--- begin Supplied data ---

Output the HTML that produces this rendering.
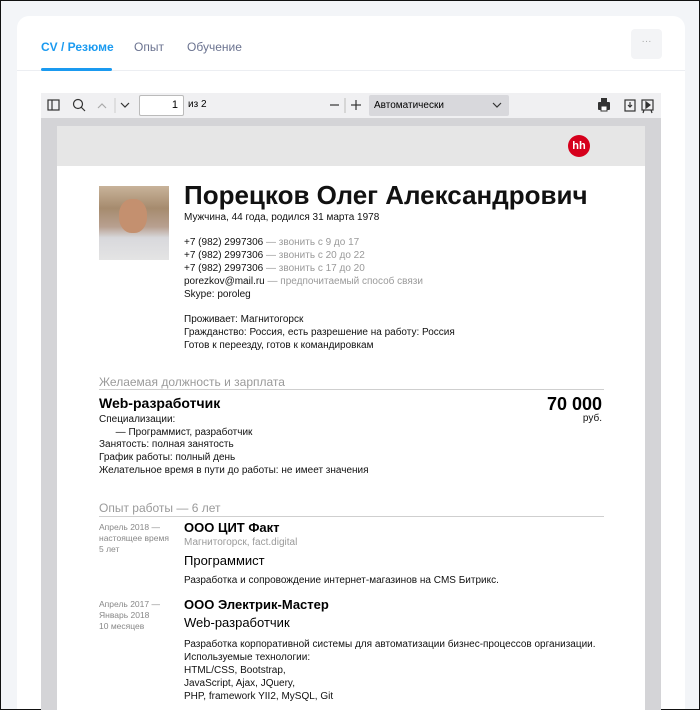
<!DOCTYPE html>
<html><head><meta charset="utf-8"><style>
*{margin:0;padding:0;box-sizing:border-box}
html,body{width:700px;height:710px;overflow:hidden}
body{background:#f3f5f8;font-family:"Liberation Sans","DejaVu Sans",sans-serif;position:relative;border:1px solid #111}
.card{position:absolute;left:16px;top:15px;width:668px;height:693px;background:#fff;border-radius:12px 12px 0 0}
.a{position:absolute;white-space:nowrap}
.tab{font-size:12px;color:#6b7390;top:39px}
.t{font-size:10px;color:#111;line-height:13px}
.g{color:#9a9a9a}
.sec{font-size:12px;color:#9a9a9a}
.hr{position:absolute;left:98px;width:505px;height:1px;background:#cfcfcf}
</style></head><body>
<div class="card"></div>
<div class="a tab" style="left:40px;color:#1a9af0;font-weight:bold">CV / Резюме</div>
<div class="a tab" style="left:133px">Опыт</div>
<div class="a tab" style="left:186px">Обучение</div>
<div class="a" style="left:16px;top:69px;width:668px;height:1px;background:#eceef2"></div>
<div class="a" style="left:40px;top:67px;width:71px;height:3px;background:#1a9af0;border-radius:2px"></div>
<div class="a" style="left:630px;top:28px;width:31px;height:30px;background:#f3f4f6;border-radius:4px;color:#aaa;font-size:10px;text-align:center;line-height:26px">···</div>
<div class="a" style="left:40px;top:92px;width:620px;height:25px;background:#f0f0f2"></div>
<svg class="a" style="left:40px;top:92px" width="620" height="25">
<g fill="none" stroke="#333" stroke-width="1.2">
<rect x="7" y="7" width="11" height="10"/><line x1="11" y1="7" x2="11" y2="17"/>
<circle cx="37" cy="11" r="4.5"/><line x1="40" y1="14" x2="44" y2="18"/>
<polyline points="57,15 61,11 65,15" stroke="#aaa"/>
<polyline points="80,10 84,14 88,10"/>
<line x1="289" y1="12" x2="298" y2="12"/><line x1="310" y1="12" x2="320" y2="12"/><line x1="315" y1="7" x2="315" y2="17"/>
<rect x="584" y="7" width="10" height="11"/><line x1="589" y1="9" x2="589" y2="14"/><polyline points="587,12 589,14 591,12"/>
<rect x="601" y="7" width="11" height="10"/><polygon points="605,9 605,15 609,12" fill="#333"/><line x1="603" y1="17" x2="602" y2="20"/><line x1="610" y1="17" x2="611" y2="20"/>
</g>
<line x1="74" y1="5" x2="74" y2="20" stroke="#ccc"/><line x1="304" y1="5" x2="304" y2="20" stroke="#bbb"/>
<rect x="557" y="9" width="12" height="8" rx="1" fill="#333"/><rect x="560" y="5" width="6" height="4" fill="#333"/><rect x="560" y="13" width="6" height="5" fill="#fff" stroke="#333"/>
</svg>
<div class="a" style="left:138px;top:94px;width:45px;height:21px;border:1px solid #bbb;border-radius:2px;background:#fff;font-size:11px;text-align:right;padding-right:5px;line-height:19px">1</div>
<div class="a" style="left:187px;top:98px;font-size:10px">из 2</div>
<div class="a" style="left:368px;top:94px;width:140px;height:21px;background:#d8d8dc;border-radius:2px;font-size:10px;line-height:21px;padding-left:5px">Автоматически</div>
<svg class="a" style="left:488px;top:94px" width="20" height="21"><polyline points="4,8 8,12 12,8" fill="none" stroke="#333" stroke-width="1.2"/></svg>
<div class="a" style="left:40px;top:117px;width:620px;height:593px;background:#d4d4d7"></div>
<div class="a" style="left:56px;top:125px;width:588px;height:585px;background:#fff"></div>
<div class="a" style="left:56px;top:125px;width:588px;height:40px;background:#e6e6e6"></div>
<div class="a" style="left:567px;top:134px;width:22px;height:22px;border-radius:50%;background:#d6001c;color:#fff;font-size:11px;font-weight:bold;text-align:center;line-height:22px">hh</div>
<div class="a" style="left:98px;top:185px;width:70px;height:74px;background:linear-gradient(180deg,#c8b39a 0%,#a68b6e 30%,#b8a090 55%,#d8d8dc 70%,#e4e4e4 100%)"></div>
<div class="a" style="left:118px;top:198px;width:28px;height:34px;border-radius:45%;background:#c4906f"></div>
<div class="a" style="left:183px;top:179px;font-size:26px;font-weight:bold;color:#111">Порецков Олег Александрович</div>
<div class="a t" style="left:183px;top:210px">Мужчина, 44 года, родился 31 марта 1978</div>
<div class="a t" style="left:183px;top:235px">+7 (982) 2997306 <span class="g">— звонить с 9 до 17</span><br>+7 (982) 2997306 <span class="g">— звонить с 20 до 22</span><br>+7 (982) 2997306 <span class="g">— звонить с 17 до 20</span><br>porezkov@mail.ru <span class="g">— предпочитаемый способ связи</span><br>Skype: poroleg</div>
<div class="a t" style="left:183px;top:312px">Проживает: Магнитогорск<br>Гражданство: Россия, есть разрешение на работу: Россия<br>Готов к переезду, готов к командировкам</div>
<div class="a sec" style="left:98px;top:374px">Желаемая должность и зарплата</div>
<div class="hr" style="top:388px"></div>
<div class="a" style="left:98px;top:394px;font-size:14px;font-weight:bold">Web-разработчик</div>
<div class="a" style="right:97px;top:393px;font-size:18px;font-weight:bold">70 000</div>
<div class="a t" style="right:97px;top:411px">руб.</div>
<div class="a t" style="left:98px;top:413px;line-height:12.7px">Специализации:<br>&nbsp;&nbsp;&nbsp;&nbsp;&nbsp;&nbsp;— Программист, разработчик<br>Занятость: полная занятость<br>График работы: полный день<br>Желательное время в пути до работы: не имеет значения</div>
<div class="a sec" style="left:98px;top:500px">Опыт работы — 6 лет</div>
<div class="hr" style="top:515px"></div>
<div class="a" style="left:98px;top:521px;font-size:8.5px;line-height:11px;color:#888">Апрель 2018 —<br>настоящее время<br>5 лет</div>
<div class="a" style="left:183px;top:519px;font-size:13px;font-weight:bold">ООО ЦИТ Факт</div>
<div class="a t g" style="left:183px;top:535px">Магнитогорск, fact.digital</div>
<div class="a" style="left:183px;top:552px;font-size:13px">Программист</div>
<div class="a t" style="left:183px;top:573px">Разработка и сопровождение интернет-магазинов на CMS Битрикс.</div>
<div class="a" style="left:98px;top:598px;font-size:8.5px;line-height:11px;color:#888">Апрель 2017 —<br>Январь 2018<br>10 месяцев</div>
<div class="a" style="left:183px;top:596px;font-size:13px;font-weight:bold">ООО Электрик-Мастер</div>
<div class="a" style="left:183px;top:614px;font-size:13px">Web-разработчик</div>
<div class="a t" style="left:183px;top:637px">Разработка корпоративной системы для автоматизации бизнес-процессов организации.<br>Используемые технологии:<br>HTML/CSS, Bootstrap,<br>JavaScript, Ajax, JQuery,<br>PHP, framework YII2, MySQL, Git</div>
</body></html>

--- end Supplied data ---

### Problem statement
Reproduce the whole listing word for word, setting aside any pictures.

### Expected output
Output the HTML that produces this rendering.
<!DOCTYPE html>
<html><head><meta charset="utf-8"><style>
*{margin:0;padding:0;box-sizing:border-box}
html,body{width:700px;height:710px;overflow:hidden}
body{background:#f3f5f8;font-family:"Liberation Sans","DejaVu Sans",sans-serif;position:relative;border:1px solid #111}
.card{position:absolute;left:16px;top:15px;width:668px;height:693px;background:#fff;border-radius:12px 12px 0 0}
.a{position:absolute;white-space:nowrap}
.tab{font-size:12px;color:#6b7390;top:39px}
.t{font-size:10px;color:#111;line-height:13px}
.g{color:#9a9a9a}
.sec{font-size:12px;color:#9a9a9a}
.hr{position:absolute;left:98px;width:505px;height:1px;background:#cfcfcf}
</style></head><body>
<div class="card"></div>
<div class="a tab" style="left:40px;color:#1a9af0;font-weight:bold">CV / Резюме</div>
<div class="a tab" style="left:133px">Опыт</div>
<div class="a tab" style="left:186px">Обучение</div>
<div class="a" style="left:16px;top:69px;width:668px;height:1px;background:#eceef2"></div>
<div class="a" style="left:40px;top:67px;width:71px;height:3px;background:#1a9af0;border-radius:2px"></div>
<div class="a" style="left:630px;top:28px;width:31px;height:30px;background:#f3f4f6;border-radius:4px;color:#aaa;font-size:10px;text-align:center;line-height:26px">···</div>
<div class="a" style="left:40px;top:92px;width:620px;height:25px;background:#f0f0f2"></div>
<svg class="a" style="left:40px;top:92px" width="620" height="25">
<g fill="none" stroke="#333" stroke-width="1.2">
<rect x="7" y="7" width="11" height="10"/><line x1="11" y1="7" x2="11" y2="17"/>
<circle cx="37" cy="11" r="4.5"/><line x1="40" y1="14" x2="44" y2="18"/>
<polyline points="57,15 61,11 65,15" stroke="#aaa"/>
<polyline points="80,10 84,14 88,10"/>
<line x1="289" y1="12" x2="298" y2="12"/><line x1="310" y1="12" x2="320" y2="12"/><line x1="315" y1="7" x2="315" y2="17"/>
<rect x="584" y="7" width="10" height="11"/><line x1="589" y1="9" x2="589" y2="14"/><polyline points="587,12 589,14 591,12"/>
<rect x="601" y="7" width="11" height="10"/><polygon points="605,9 605,15 609,12" fill="#333"/><line x1="603" y1="17" x2="602" y2="20"/><line x1="610" y1="17" x2="611" y2="20"/>
</g>
<line x1="74" y1="5" x2="74" y2="20" stroke="#ccc"/><line x1="304" y1="5" x2="304" y2="20" stroke="#bbb"/>
<rect x="557" y="9" width="12" height="8" rx="1" fill="#333"/><rect x="560" y="5" width="6" height="4" fill="#333"/><rect x="560" y="13" width="6" height="5" fill="#fff" stroke="#333"/>
</svg>
<div class="a" style="left:138px;top:94px;width:45px;height:21px;border:1px solid #bbb;border-radius:2px;background:#fff;font-size:11px;text-align:right;padding-right:5px;line-height:19px">1</div>
<div class="a" style="left:187px;top:98px;font-size:10px">из 2</div>
<div class="a" style="left:368px;top:94px;width:140px;height:21px;background:#d8d8dc;border-radius:2px;font-size:10px;line-height:21px;padding-left:5px">Автоматически</div>
<svg class="a" style="left:488px;top:94px" width="20" height="21"><polyline points="4,8 8,12 12,8" fill="none" stroke="#333" stroke-width="1.2"/></svg>
<div class="a" style="left:40px;top:117px;width:620px;height:593px;background:#d4d4d7"></div>
<div class="a" style="left:56px;top:125px;width:588px;height:585px;background:#fff"></div>
<div class="a" style="left:56px;top:125px;width:588px;height:40px;background:#e6e6e6"></div>
<div class="a" style="left:567px;top:134px;width:22px;height:22px;border-radius:50%;background:#d6001c;color:#fff;font-size:11px;font-weight:bold;text-align:center;line-height:22px">hh</div>
<div class="a" style="left:98px;top:185px;width:70px;height:74px;background:linear-gradient(180deg,#c8b39a 0%,#a68b6e 30%,#b8a090 55%,#d8d8dc 70%,#e4e4e4 100%)"></div>
<div class="a" style="left:118px;top:198px;width:28px;height:34px;border-radius:45%;background:#c4906f"></div>
<div class="a" style="left:183px;top:179px;font-size:26px;font-weight:bold;color:#111">Порецков Олег Александрович</div>
<div class="a t" style="left:183px;top:210px">Мужчина, 44 года, родился 31 марта 1978</div>
<div class="a t" style="left:183px;top:235px">+7 (982) 2997306 <span class="g">— звонить с 9 до 17</span><br>+7 (982) 2997306 <span class="g">— звонить с 20 до 22</span><br>+7 (982) 2997306 <span class="g">— звонить с 17 до 20</span><br>porezkov@mail.ru <span class="g">— предпочитаемый способ связи</span><br>Skype: poroleg</div>
<div class="a t" style="left:183px;top:312px">Проживает: Магнитогорск<br>Гражданство: Россия, есть разрешение на работу: Россия<br>Готов к переезду, готов к командировкам</div>
<div class="a sec" style="left:98px;top:374px">Желаемая должность и зарплата</div>
<div class="hr" style="top:388px"></div>
<div class="a" style="left:98px;top:394px;font-size:14px;font-weight:bold">Web-разработчик</div>
<div class="a" style="right:97px;top:393px;font-size:18px;font-weight:bold">70 000</div>
<div class="a t" style="right:97px;top:411px">руб.</div>
<div class="a t" style="left:98px;top:413px;line-height:12.7px">Специализации:<br>&nbsp;&nbsp;&nbsp;&nbsp;&nbsp;&nbsp;— Программист, разработчик<br>Занятость: полная занятость<br>График работы: полный день<br>Желательное время в пути до работы: не имеет значения</div>
<div class="a sec" style="left:98px;top:500px">Опыт работы — 6 лет</div>
<div class="hr" style="top:515px"></div>
<div class="a" style="left:98px;top:521px;font-size:8.5px;line-height:11px;color:#888">Апрель 2018 —<br>настоящее время<br>5 лет</div>
<div class="a" style="left:183px;top:519px;font-size:13px;font-weight:bold">ООО ЦИТ Факт</div>
<div class="a t g" style="left:183px;top:535px">Магнитогорск, fact.digital</div>
<div class="a" style="left:183px;top:552px;font-size:13px">Программист</div>
<div class="a t" style="left:183px;top:573px">Разработка и сопровождение интернет-магазинов на CMS Битрикс.</div>
<div class="a" style="left:98px;top:598px;font-size:8.5px;line-height:11px;color:#888">Апрель 2017 —<br>Январь 2018<br>10 месяцев</div>
<div class="a" style="left:183px;top:596px;font-size:13px;font-weight:bold">ООО Электрик-Мастер</div>
<div class="a" style="left:183px;top:614px;font-size:13px">Web-разработчик</div>
<div class="a t" style="left:183px;top:637px">Разработка корпоративной системы для автоматизации бизнес-процессов организации.<br>Используемые технологии:<br>HTML/CSS, Bootstrap,<br>JavaScript, Ajax, JQuery,<br>PHP, framework YII2, MySQL, Git</div>
</body></html>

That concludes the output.